7. Initialisms: CLNs and ASAs

There is plenty on online commentary on (debt and equity-based) CLNs and ASAs. My colleague, Mark Ward, has provided a good summary which can be found here.

When using CLNs, it is crucial to pull out all stops (or the tarot cards) to set a reasonable valuation cap. A cap that is too low can give early lenders an excessive discount. Stacking, that is the accumulation of multiple CLNs, can be a blight too. VCs may require those notes to convert on a same price paid basis. Alternatively, they only come in at a much lower valuation (nearer to that cap) or simply walk away if they feel that value has been excessively eroded.

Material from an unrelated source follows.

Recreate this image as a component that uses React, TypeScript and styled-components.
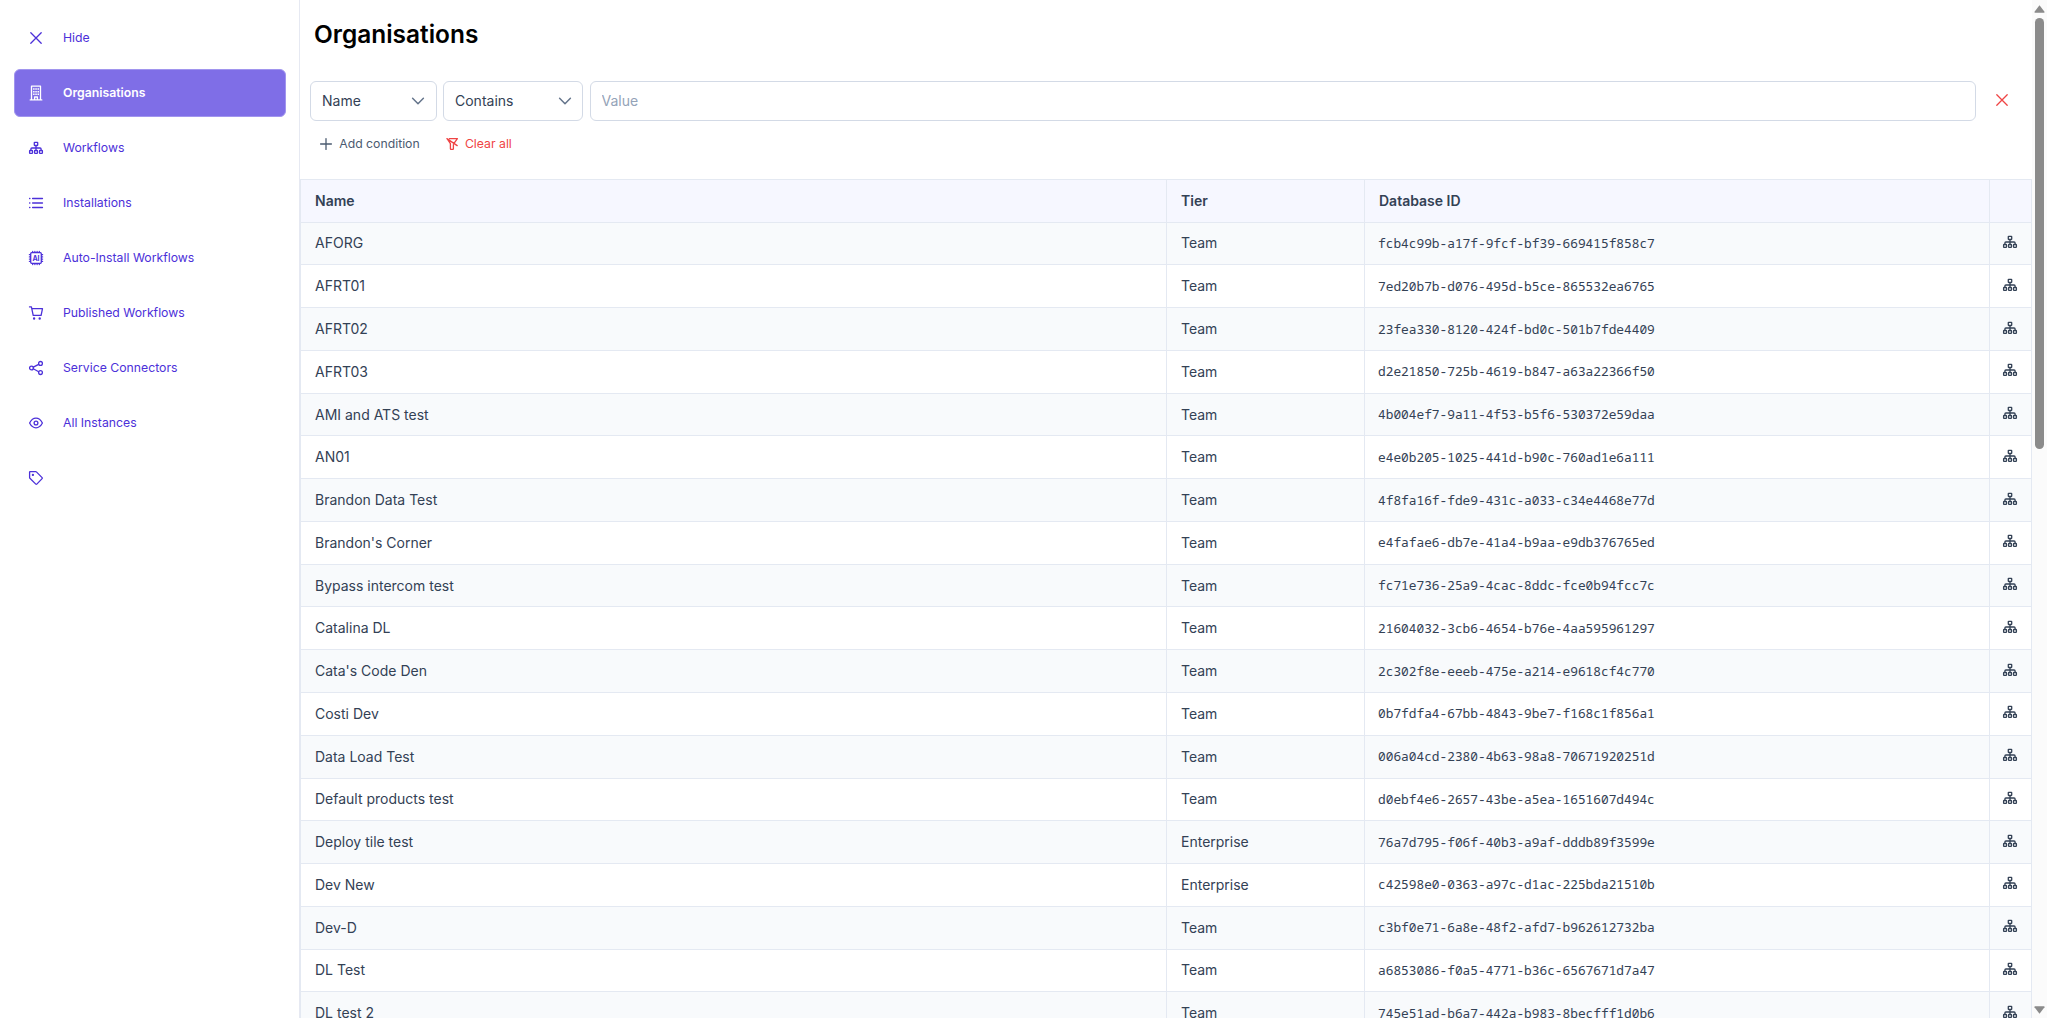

As to ASAs we are regularly asked about EIS and SEIS, whether as part of a Delaware Flip or otherwise. My tax colleagues have updated their overview of these schemes following the 2025 budget (which can be found here). As an overall comment (to a question regularly posed to me), the more nuts and bolts aspects to this, such as making the requisite filings directly to HMRC, are normally handled by the founder or the company, possibly with help from an accountant.

8. "We just gave the shares back"

In those rare what-if moments or at 3am in the morning, some of us do consider how we would reform the maintenance of share capital rules. Share capital rules exist to protect creditors, as shareholders have limited liability for the company's debts. Because creditors rely on the stated share capital (or so it is said), the process for reducing it (that is by cancelling or buying back shares) is intentionally complex.

No practising lawyer invented these rules. But they did invent the ruse technique to circumvent them, essentially creating a separate class of deferred shares with negligible value. This means that when shares are forfeited, they can be converted into these deferred shares, rather than being handed back to the company. This does need an amendment to the articles, but it is worthwhile step to take early on, particularly for handling leaver shares.

The content of this article is intended to provide a general guide to the subject matter. Specialist advice should be sought about your specific circumstances.